Noghès au sommet
Le Monégasque Yann-Antony Noghès propose ce soir, et demain, Sommets, un documentaire au coeur des tractations européennes qui réussit à nous captiver.
Au départ, on était plutôt dubitatif. Deux fois 52 minutes sur les arcanes du Conseil Européen par le prisme de Charles Michel, l’ancien premier ministre belge devenu Président du conseil en décembre 2019... Et force est de constater qu’on s’est laissé prendre par Sommets : dans les secrets des négociations européennes réalisé par le Monégasque Yann-Antony Noghès, un habitué de la politique européenne depuis près de 20 ans. « On voulait en faire un thriller politique avec des enjeux énormes et des personnages », rembobine Noghès. Dans la narration, il y a quelque chose de Drive to survive, le documentaire incroyable sur la Formule 1 disponible sur Netflix. Noghès ne renie pas l’inspiration, au contraire. « On pénètre un monde technique et fermé et on raconte une histoire en se servant des personnages ». Une histoire qui rassemble 27 pays avec 27 représentants différents, 27 personnalités (gros coup de coeur pour le bagout du premier ministre luxembourgeois Xavier Bettel) et au milieu Charles Michel qui doit gérer tout ce petit monde autour d’une table... à l’aide d’une clochette et de son sens de la négociation.
House of cards européen
Le premier épisode, diffusé ce soir sur LCP, met en avant les difficiles négociations entre tous les états membres pour adopter, à l’unanimité, la neutralité carbone d’ici 2050. Forcément, certains se montrent récalcitrants comme la Pologne représentée par son premier ministre Mateusz Morawiecki dont 80 % de l’énergie provient du charbon.
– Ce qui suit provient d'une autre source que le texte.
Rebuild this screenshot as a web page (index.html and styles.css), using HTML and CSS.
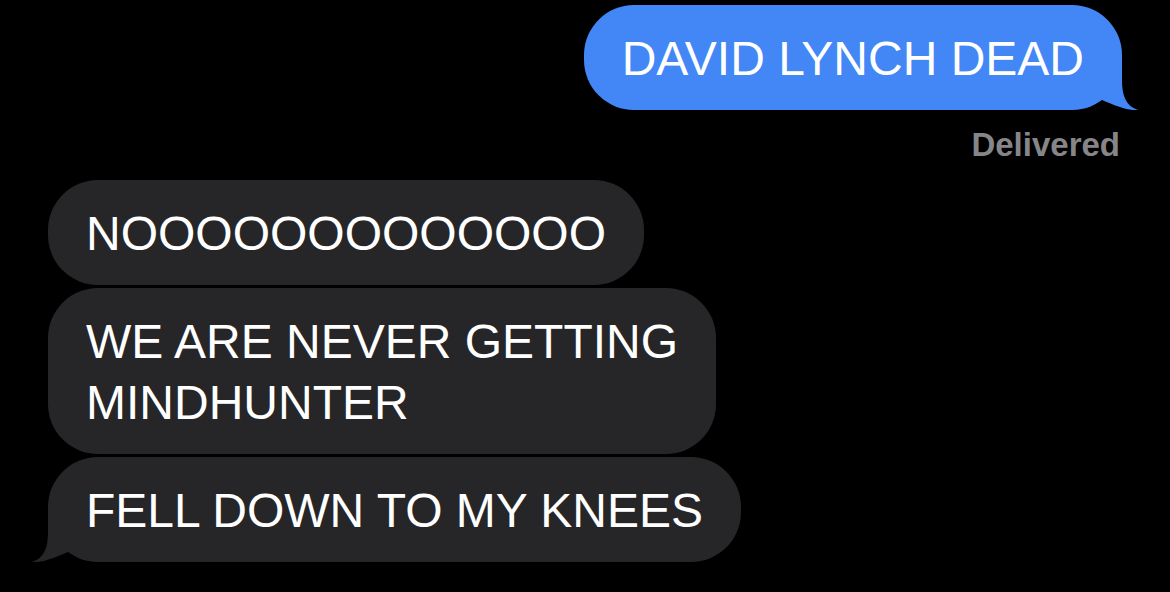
FILE: index.html
```html
<!DOCTYPE html>
<html>
<head>
    <title>Messages</title>
    <link rel="stylesheet" href="styles.css">
</head>
<body>
    <div class="thread">
        <div class="bubble out">
            DAVID LYNCH DEAD
            <svg class="tail" viewBox="0 0 40 50"><path d="M0 0 L24 0 L24 20 C24 36 28 46 40 50 C32 51 20 47 4 40 L0 40 Z"/></svg>
        </div>
        <div class="status">Delivered</div>

        <div class="group">
            <div class="bubble in">NOOOOOOOOOOOOO</div>
            <div class="bubble in">WE ARE NEVER GETTING<br>MINDHUNTER</div>
            <div class="bubble in">
                FELL DOWN TO MY KNEES
                <svg class="tail" viewBox="0 0 40 50"><path d="M0 0 L24 0 L24 20 C24 36 28 46 40 50 C32 51 20 47 4 40 L0 40 Z"/></svg>
            </div>
        </div>
    </div>
</body>
</html>
```

FILE: styles.css
```css
body {
    margin: 0;
    background-color: #000;
    font-family: "Liberation Sans", Arial, sans-serif;
}
.thread {
    display: flex;
    flex-direction: column;
    padding: 5px 48px 0;
}
.bubble {
    position: relative;
    font-size: 48px;
    line-height: 61px;
    color: #fff;
    padding: 23px 38px 21px;
    border-radius: 50px;
    white-space: nowrap;
}
.bubble.out {
    align-self: flex-end;
    background-color: #4287f5;
}
.bubble.in {
    background-color: #262628;
}
.status {
    align-self: flex-end;
    margin: 17px 2px 17px 0;
    font-size: 33px;
    line-height: 36px;
    font-weight: bold;
    color: #86868a;
}
.group {
    display: flex;
    flex-direction: column;
    align-items: flex-start;
    gap: 3px;
}
.tail {
    position: absolute;
    bottom: 0;
    width: 40px;
    height: 50px;
}
.out .tail {
    right: -16px;
}
.out .tail path {
    fill: #4287f5;
}
.in .tail {
    left: -16px;
    transform: scaleX(-1);
}
.in .tail path {
    fill: #262628;
}
```
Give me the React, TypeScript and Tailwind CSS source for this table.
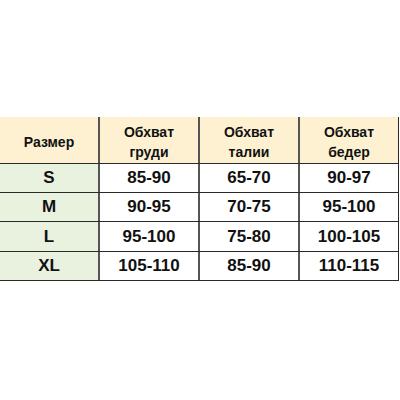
const header = ['Размер', 'Обхват\nгруди', 'Обхват\nталии', 'Обхват\nбедер'];

const rows = [
  ['S', '85-90', '65-70', '90-97'],
  ['M', '90-95', '70-75', '95-100'],
  ['L', '95-100', '75-80', '100-105'],
  ['XL', '105-110', '85-90', '110-115'],
];

const widths = ['w-[100px]', 'w-[100px]', 'w-[100px]', 'w-[99px]'];

export default function App() {
  return (
    <div
      className="w-[400px] h-[400px] bg-white pt-[117px] text-[#111]"
      style={{ fontFamily: '"Liberation Sans", Arial, sans-serif' }}
    >
      <div className="flex flex-col w-[399px]">
        {/* Header */}
        <div className="flex h-[47px] border-b border-[#2a2a2a] bg-[#fdf1d2]">
          {header.map((h, i) => (
            <div
              key={i}
              className={`${widths[i]} flex items-center justify-center pt-[4px] text-center text-[14px] font-bold leading-[20px] whitespace-pre-line ${
                i < 3 ? 'border-r-2 border-[#555]' : 'border-r border-[#2a2a2a]'
              }`}
            >
              {h}
            </div>
          ))}
        </div>

        {/* Body */}
        {rows.map((r, ri) => (
          <div
            key={ri}
            className={`flex border-b border-[#2a2a2a] ${ri === 2 ? 'h-[30px]' : 'h-[29px]'}`}
          >
            {r.map((c, ci) => (
              <div
                key={ci}
                className={`${widths[ci]} flex items-center justify-center text-[17px] font-bold ${
                  ci === 0 ? 'bg-[#e9f2de]' : 'bg-white'
                } ${ci < 3 ? 'border-r-2 border-[#555]' : 'border-r border-[#2a2a2a]'}`}
              >
                {c}
              </div>
            ))}
          </div>
        ))}
      </div>
    </div>
  );
}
Morawiecki qui, plus jeune, fut menacé et forcé à creuser sa tombe par la police politique communiste qui avait promis de violer et tuer mère et soeur s’il ne livrait pas où se trouvait son père.
Il ne craqua jamais.
Bon courage à Charles Michel qui, lui, jouait au ping-pong dans son garage avec son père, pour trouver une prise sur son opposant. Mais voilà, Sommets aleméritedemontrer les points de vue de tout le monde. « Si on comprend mieux les positions de chacun, on n’est plus dans une logique de gagnant-perdant mais de compromis, étaye Noghès. Il a fallu s’armer de beaucoup de patience, de conviction et respecter les pensées de chacun pour que cela ait un sens ». Charles Michel, qui doit oeuvrer avec la Ligue des champions des négociateurs autour de la table, n’est pas présenté de manière hagiographique, l’histoire n’est pas sur lui mais racontée à travers lui. On retrouve, toutes proportions gardées, la même dynamique et la volonté de démocratiser le fonctionnement politique de la machine européenne que l’on avait pu observer dans des séries comme House of cards ou A la Maison-Blanche. Tout ceci est rendu possible par la carte blanche donnée à la production. Alors que d’habitude il faut passer par neuf barrages de sécurité entre le monde libre et la salle du Conseil, les caméras de Yann-Antony
Noghès sont partout. Jamais intrusives. Toujours bien placées pour capturer des moments uniques comme cette remarque virile du Hongrois Viktor Orban lors de l’ouverture de la réunion.
On se prend au jeu
Le deuxième épisode, diffusé demain soir, est consacré à une autre négociation difficile puisqu’il se focalise sur le fonds de relance de 750 milliards d’euros destiné à soutenir les économies européennes des suites du Covid-19. Là, tout est différent puisque l’opposition est frontale entre les pays du
Nord et ceux du Sud. Les premiers s’estimant vertueux et trouvent que les seconds sont un peu trop dépensiers. Entre phrases assassines comme celle du Néerlandais Jeroen Dijsselbloem qui pensent que le Sud dépensent l’argent en « femme et alcool » et retournements de situation, on se laisse vraiment prendre au jeu.
Il y a de quoi en faire une vraie série politique car les deux premiers épisodes sont palpitants.
Sommets : dans les secrets des négociations européennes. Ce soir et demain à 20 h 30 sur LCP.